L'épargne coule à flots dans les banques européennes. Plus d'un an après l'arrivée du virus sur le Vieux continent, les Européens continuent d'accumuler des montagnes de cash. La multiplication des périodes de confinement et des mesures de restriction ont limité les possibilités de consommer dans de nombreux pays. Résultat, la part des revenus consacrée à l'épargne a atteint des sommets. Selon une note de l'assureur-crédit Euler Hermes dévoilée ce jeudi 29 avril, le surcroît d'épargne en 2020 est évalué à 450 milliards d'euros, soit environ 4% du produit intérieur brut (PIB). Aussi, les dernières mesures de restriction mises en œuvre au premier semestre 2021 pourraient entraîner une nouvelle hausse de l'épargne estimée à 200 milliards d'euros.
En fermant des pans entiers de l'économie européenne, les dirigeants ont fait le choix de préserver une grande partie des revenus des travailleurs par le déploiement massif de l'activité partielle. Cette stratégie a ainsi permis de limiter la perte de revenus des ménages modestes tout en favorisant l'épargne des familles les plus aisées. En effet, certains postes de dépenses comme l'hôtellerie, la restauration, les vols longs courriers, le luxe ont véritablement fondu au cours de cette année pandémique. A cette épargne forcée s'ajoute une épargne de précaution liée aux incertitudes et à la conjoncture très dégradée. En parallèle, les entreprises ont accumulé des pertes très importantes depuis le début de la pandémie.
Alors que les Etats-Unis annoncent des plans de relance massifs pour booster l'économie dans les prochaines années, les Etats européens n'ont pas encore tous envoyé leur plan de relance à la Commission européenne pour valider leur programme et obtenir les subsides des prêts et subventions prévus dans l'enveloppe des 750 milliards d'euros. Le rôle de cette épargne pourrait donc s'avérer crucial dans les mois à venir.
Un levier pour la consommation et la croissance en 2021
L'utilisation de cette épargne pourrait booster la demande et la consommation de l'économie européenne de l'ordre de 170 milliards selon les modèles des économistes de l'assurance-crédit. Ce qui pourrait représenter 1,5 point de produit intérieur brut. "Ce rebond de la consommation des ménages se répartirait de la manière suivante : +68 milliards d'euros pour le Royaume-Uni, +42 milliards d'euros pour l'Allemagne et +29 milliards d'euros pour la France" indiquent les auteurs de l'étude. Pour l'instant, les deux tiers de toute cette enveloppe dorment sur les comptes en banque tandis que le dernier tiers a été injecté sur les marchés de capitaux. Le risque que cette somme serve juste à alimenter les marchés financiers demeure élevé, surtout que les opportunités d'investissement actuellement sont assez faibles.

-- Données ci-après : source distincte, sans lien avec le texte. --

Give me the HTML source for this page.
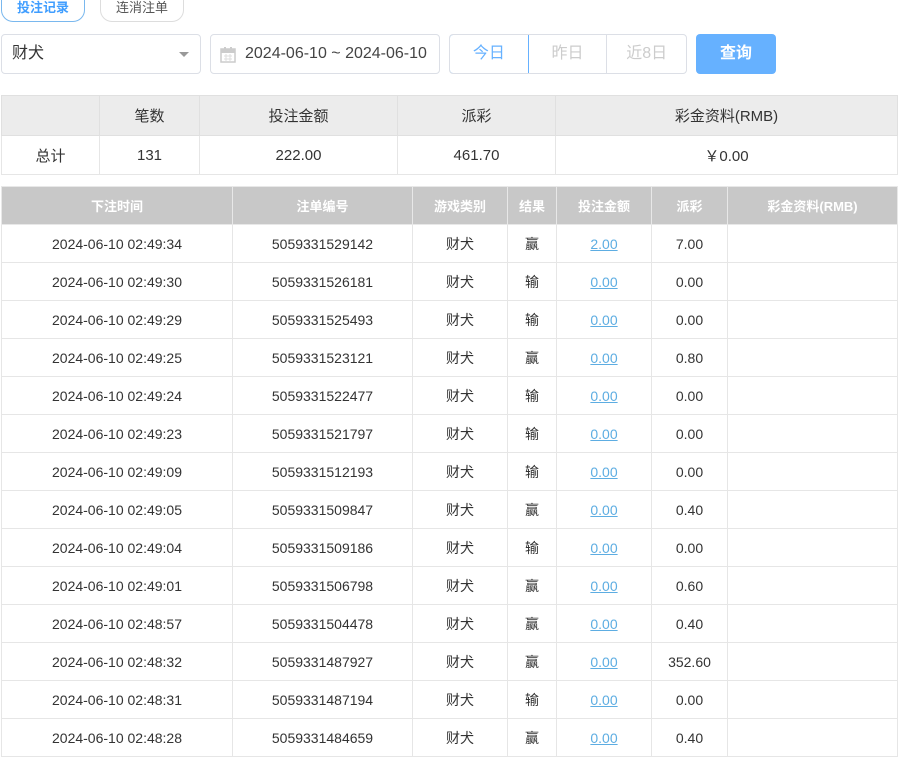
<!DOCTYPE html>
<html><head><meta charset="utf-8"><style>
*{box-sizing:border-box;margin:0;padding:0}
body{width:904px;height:759px;overflow:hidden;background:#fff;font-family:"Liberation Sans","Noto Sans CJK SC",sans-serif;color:#333;position:relative}
.abs{position:absolute}
.tab{top:-8px;height:30px;border:1px solid #ddd;border-radius:0 0 12px 12px;font-size:13px;line-height:26px;text-align:center;padding-top:2px}
.inp{top:34px;height:40px;border:1px solid #dcdfe6;border-radius:4px;font-size:16px;line-height:38px}
table{border-collapse:collapse;position:absolute;left:1px;table-layout:fixed}
td,th{text-align:center;border:1px solid #e6e6e6}
.sum th{background:#ececec;font-weight:normal;height:40px;font-size:15px;border-color:#e0e0e0}
.sum td{height:39px;font-size:15px}
.main th{background:#c8c8c8;color:#fff;font-weight:bold;height:38px;font-size:13px;border:1px solid #e8e8e8}
.main td{height:38px;font-size:14px;color:#333}
.main a{color:#5dade2;text-decoration:underline}
</style></head><body>
<div class="abs tab" style="left:1px;width:84px;border-color:#7ab8ee;color:#409eff;font-weight:bold">投注记录</div>
<div class="abs tab" style="left:100px;width:84px;color:#555">连消注单</div>
<div class="abs inp" style="left:1px;width:200px;padding-left:10px">财犬<span class="abs" style="right:11px;top:17px;width:0;height:0;border-left:5px solid transparent;border-right:5px solid transparent;border-top:5px solid #999"></span></div>
<div class="abs inp" style="left:210px;width:230px;padding-left:34px;color:#444">
<svg class="abs" style="left:9px;top:11px" width="16" height="17" viewBox="0 0 16 17"><rect x="1" y="3" width="14" height="13" fill="none" stroke="#ccc" stroke-width="1.5"/><rect x="1" y="3" width="14" height="4" fill="#ccc"/><rect x="4" y="1" width="2" height="4" fill="#ccc"/><rect x="10" y="1" width="2" height="4" fill="#ccc"/><path d="M4 10h8M4 13h8M6 8v7M10 8v7" stroke="#ddd"/></svg>2024-06-10 ~ 2024-06-10</div>
<div class="abs inp" style="left:449px;width:238px;display:flex;padding:0;overflow:hidden">
<div style="width:80px;border:1px solid #66b1ff;border-radius:4px 0 0 4px;color:#66b1ff;text-align:center;margin:-1px 0 -1px -1px;line-height:38px">今日</div>
<div style="width:79px;border-right:1px solid #dcdfe6;color:#ccc;text-align:center">昨日</div>
<div style="width:79px;color:#ccc;text-align:center">近8日</div></div>
<div class="abs" style="left:696px;top:34px;width:80px;height:40px;background:#66b1ff;border-radius:4px;color:#fff;text-align:center;line-height:40px;font-size:16px;font-weight:bold">查询</div>
<table class="sum" style="top:95px;width:896px">
<colgroup><col style="width:98px"><col style="width:100px"><col style="width:198px"><col style="width:158px"><col style="width:342px"></colgroup>
<tr><th></th><th>笔数</th><th>投注金额</th><th>派彩</th><th>彩金资料(RMB)</th></tr>
<tr><td>总计</td><td>131</td><td>222.00</td><td>461.70</td><td>￥0.00</td></tr></table>
<table class="main" style="top:186px;width:896px">
<colgroup><col style="width:231px"><col style="width:180px"><col style="width:95px"><col style="width:49px"><col style="width:95px"><col style="width:76px"><col style="width:170px"></colgroup>
<tr><th>下注时间</th><th>注单编号</th><th>游戏类别</th><th>结果</th><th>投注金额</th><th>派彩</th><th>彩金资料(RMB)</th></tr>
<tr><td>2024-06-10 02:49:34</td><td>5059331529142</td><td>财犬</td><td>赢</td><td><a>2.00</a></td><td>7.00</td><td></td></tr>
<tr><td>2024-06-10 02:49:30</td><td>5059331526181</td><td>财犬</td><td>输</td><td><a>0.00</a></td><td>0.00</td><td></td></tr>
<tr><td>2024-06-10 02:49:29</td><td>5059331525493</td><td>财犬</td><td>输</td><td><a>0.00</a></td><td>0.00</td><td></td></tr>
<tr><td>2024-06-10 02:49:25</td><td>5059331523121</td><td>财犬</td><td>赢</td><td><a>0.00</a></td><td>0.80</td><td></td></tr>
<tr><td>2024-06-10 02:49:24</td><td>5059331522477</td><td>财犬</td><td>输</td><td><a>0.00</a></td><td>0.00</td><td></td></tr>
<tr><td>2024-06-10 02:49:23</td><td>5059331521797</td><td>财犬</td><td>输</td><td><a>0.00</a></td><td>0.00</td><td></td></tr>
<tr><td>2024-06-10 02:49:09</td><td>5059331512193</td><td>财犬</td><td>输</td><td><a>0.00</a></td><td>0.00</td><td></td></tr>
<tr><td>2024-06-10 02:49:05</td><td>5059331509847</td><td>财犬</td><td>赢</td><td><a>0.00</a></td><td>0.40</td><td></td></tr>
<tr><td>2024-06-10 02:49:04</td><td>5059331509186</td><td>财犬</td><td>输</td><td><a>0.00</a></td><td>0.00</td><td></td></tr>
<tr><td>2024-06-10 02:49:01</td><td>5059331506798</td><td>财犬</td><td>赢</td><td><a>0.00</a></td><td>0.60</td><td></td></tr>
<tr><td>2024-06-10 02:48:57</td><td>5059331504478</td><td>财犬</td><td>赢</td><td><a>0.00</a></td><td>0.40</td><td></td></tr>
<tr><td>2024-06-10 02:48:32</td><td>5059331487927</td><td>财犬</td><td>赢</td><td><a>0.00</a></td><td>352.60</td><td></td></tr>
<tr><td>2024-06-10 02:48:31</td><td>5059331487194</td><td>财犬</td><td>输</td><td><a>0.00</a></td><td>0.00</td><td></td></tr>
<tr><td>2024-06-10 02:48:28</td><td>5059331484659</td><td>财犬</td><td>赢</td><td><a>0.00</a></td><td>0.40</td><td></td></tr>
</table>
</body></html>
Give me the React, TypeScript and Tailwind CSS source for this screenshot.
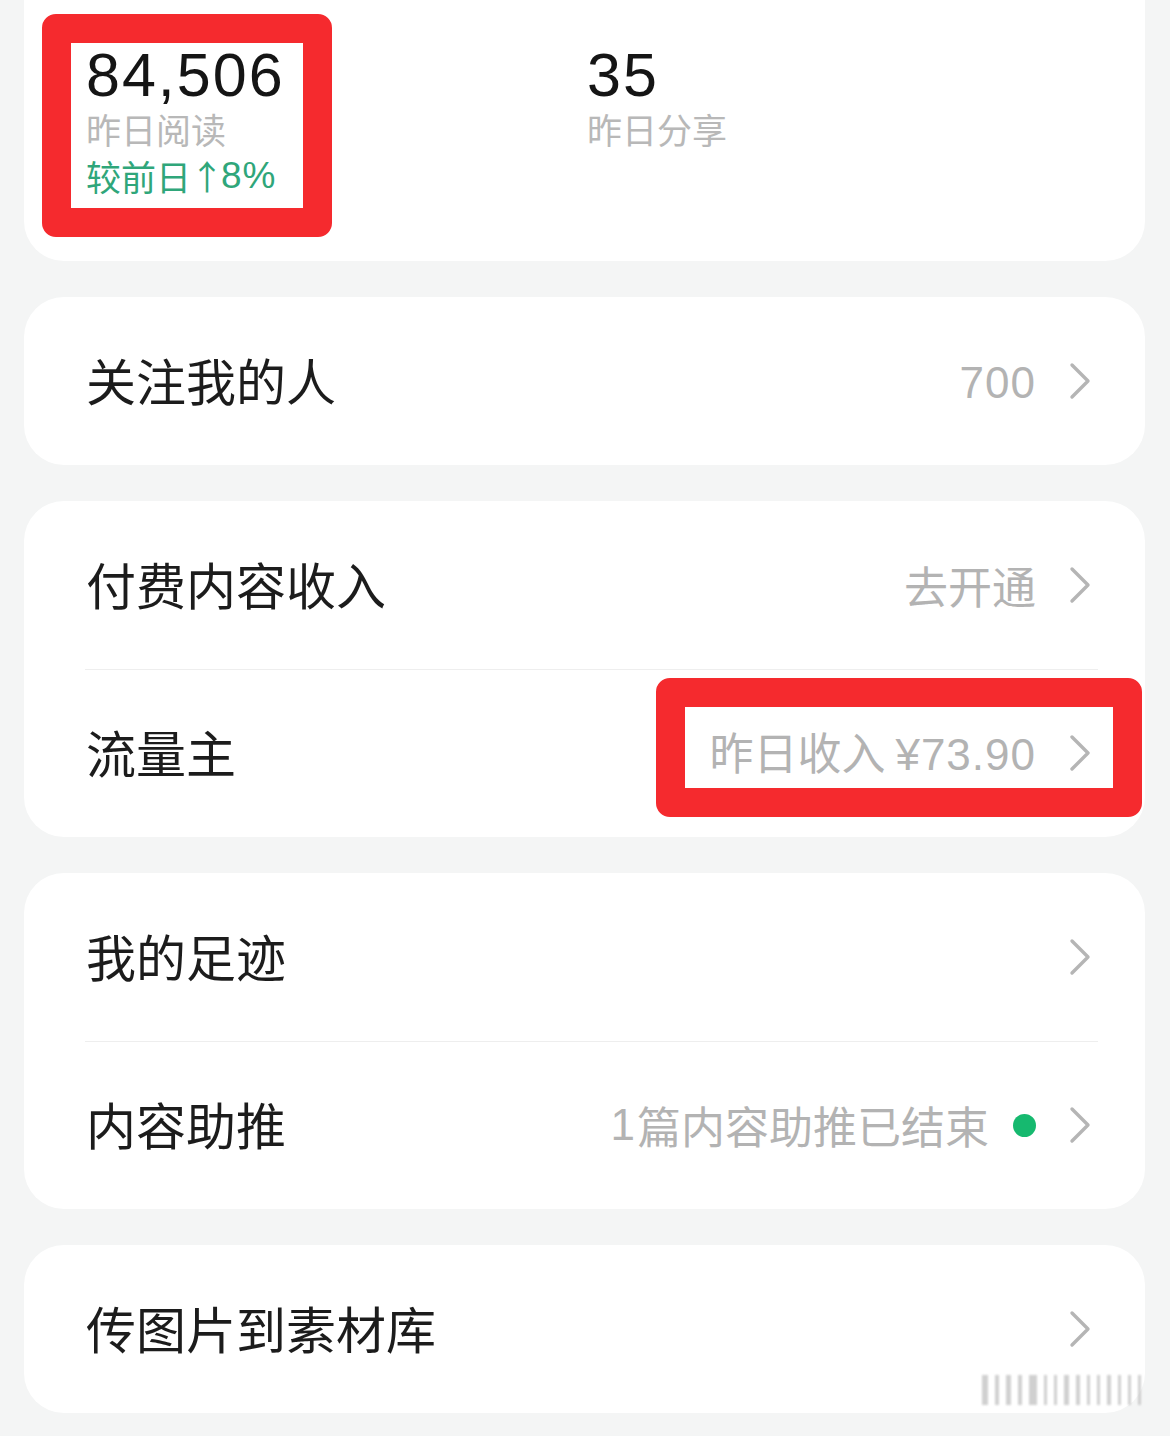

L'épargne enflamme les débats
Le rôle de ce surcroît d'épargne dans la relance attise les débats entre les économistes et au sein de la classe politique. Si certains plaident pour une fiscalité de cette épargne, d'autres préfèrent privilégier les donations et écartent toute taxation. C'est la thèse défendue par le ministre de l'Economie Bruno Le Maire qui a écarté d'emblée toute nouvelle taxe. "L'épargne constituée par les ménages européens en 2020 représente deux tiers du montant du plan de relance européen. C'est une source financière conséquente, qui pourrait permettre de moderniser et décarboner plus vite l'économie européenne. A ces fins, les instances européennes pourraient décider de passer la seconde concernant la réforme de l'Union des marchés de capitaux, et contribuer à rediriger l'épargne des ménages vers des projets de transformation verte et digitale de l'économie européenne" a indiqué Anne Boata, directrice de la recherche macroéconomique chez Euler Hermes.
Les comportements d'épargne des ménages sont à ce stade difficiles à évaluer, surtout que la situation sanitaire reste tendue dans des pays comme la France. Si la campagne de vaccination a permis de lever certaines mesures d'endiguement comme au Royaume-Uni, beaucoup de mesures devraient perdurer dans le temps. Les limitations de déplacement par exemple et les contrôles renforcés dans les aéroports pour les voyageurs issus des pays encore empêtrés dans une situation sanitaire dangereuse pourraient se prolonger. Dans ce contexte troublé, l'épargne de précaution pourrait encore gonfler.